Is that his full name?
Regardless, there were fireworks, some of them literal as both Annie and Soldier Boy lit up, and the episode had the bizarre moment when both Butcher and Homelander found themselves on the same side to stop Soldier Boy from vaporizing Ryan.
Heck, it was even great to see Frenchie stand up for himself.
But as much as this was a lot of moments of triumph for what passes for good in this show’s universe, it also showed Homelander consolidating his power over the remaining members of the Seven–basically the Deep and A-Train, with Ashley there on the side–and killing a man in full view of a crowd of fans on a public street, only to get cheered for doing so. That’s the sort of thing that makes The Boys both so good and so depressing: it often resembles the real world in ways that aren’t very comforting, where there probably are a lot of Americans who wouldn’t mind seeing violence committed against people for the crime of disagreeing with them.

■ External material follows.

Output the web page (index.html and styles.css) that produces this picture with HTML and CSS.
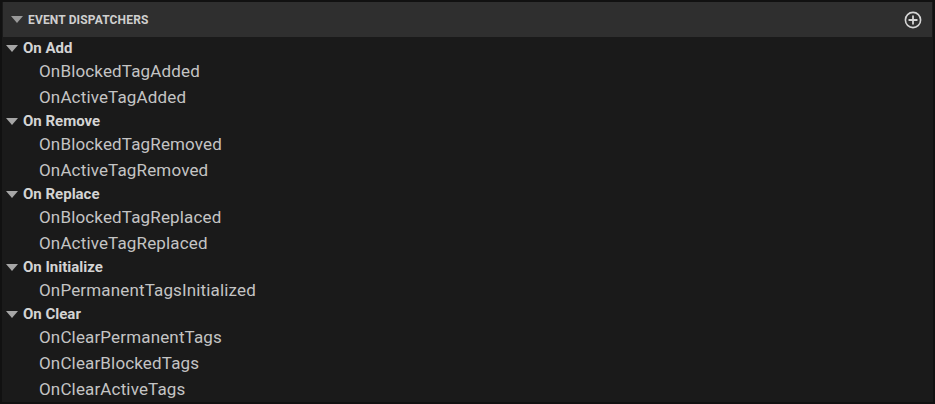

If anything, this is a show about people caught in the middle but trying to do something about it. Black Noir was treated as mostly a mystery, a silent killer with some really good ninja-like skills. This season finally got into why he is the way he is, emphasizing that due to what was no doubt brain damage, he was basically a shell of his former self. His communication skills are basic, and his vocabulary, expressed in written form, suggested he was maybe something of a child. Given the cartoon characters that followed him around, that isn’t that surprising. Yeah, like many supes, he got caught up in the idea of fame, but the problem for the Noirs of the world, as more or less expressed by Kimiko earlier in the season, is V doesn’t make a person good or bad. It just makes them a supe. The mightiest supes–Homelander and Soldier Boy–have both been the worst sorts of people to have that sort of power, but the show has demonstrated that people like Kimiko and Annie exist as well, and they don’t mind using their abilities to protect the weak or do good in the world. Other people, and Butcher certainly counts here, use their powers to gratify themselves.
People like Noir, they get caught in the middle. Noir wasn’t innocent. He did a lot of bad things. But he probably didn’t deserve what first Soldier Boy and later Homelander did to him. And much of what he did do that was wrong was probably at the behest of Vought, and Vought is the real villain of this series. There’s probably some commentary in there about how large corporations do that to people in the real world, where to keep a job or to maintain an economy or something, many of us end up doing things that only benefit a handful of people’s bottom lines.
And yet, I really am looking forward to more. If Annie and Hughie can have it out and make up in the end, if Maeve can find some peace even with one eye, and if maybe Ryan can be taught somehow that having great power doesn’t require one to be a great douchebag (or worse), then there’s maybe some hope for the universe of The Boys.
I guess I’ll have to wait and see.
In the meantime, I know what I want to do for Fridays next. I’ve been looking forward to this for a while, and now it exists, and I have a free spot on the schedule.
Yeah, I’m gonna cover The Sandman next.
If this is half as good as I’ve heard, I am going to be one happy camper.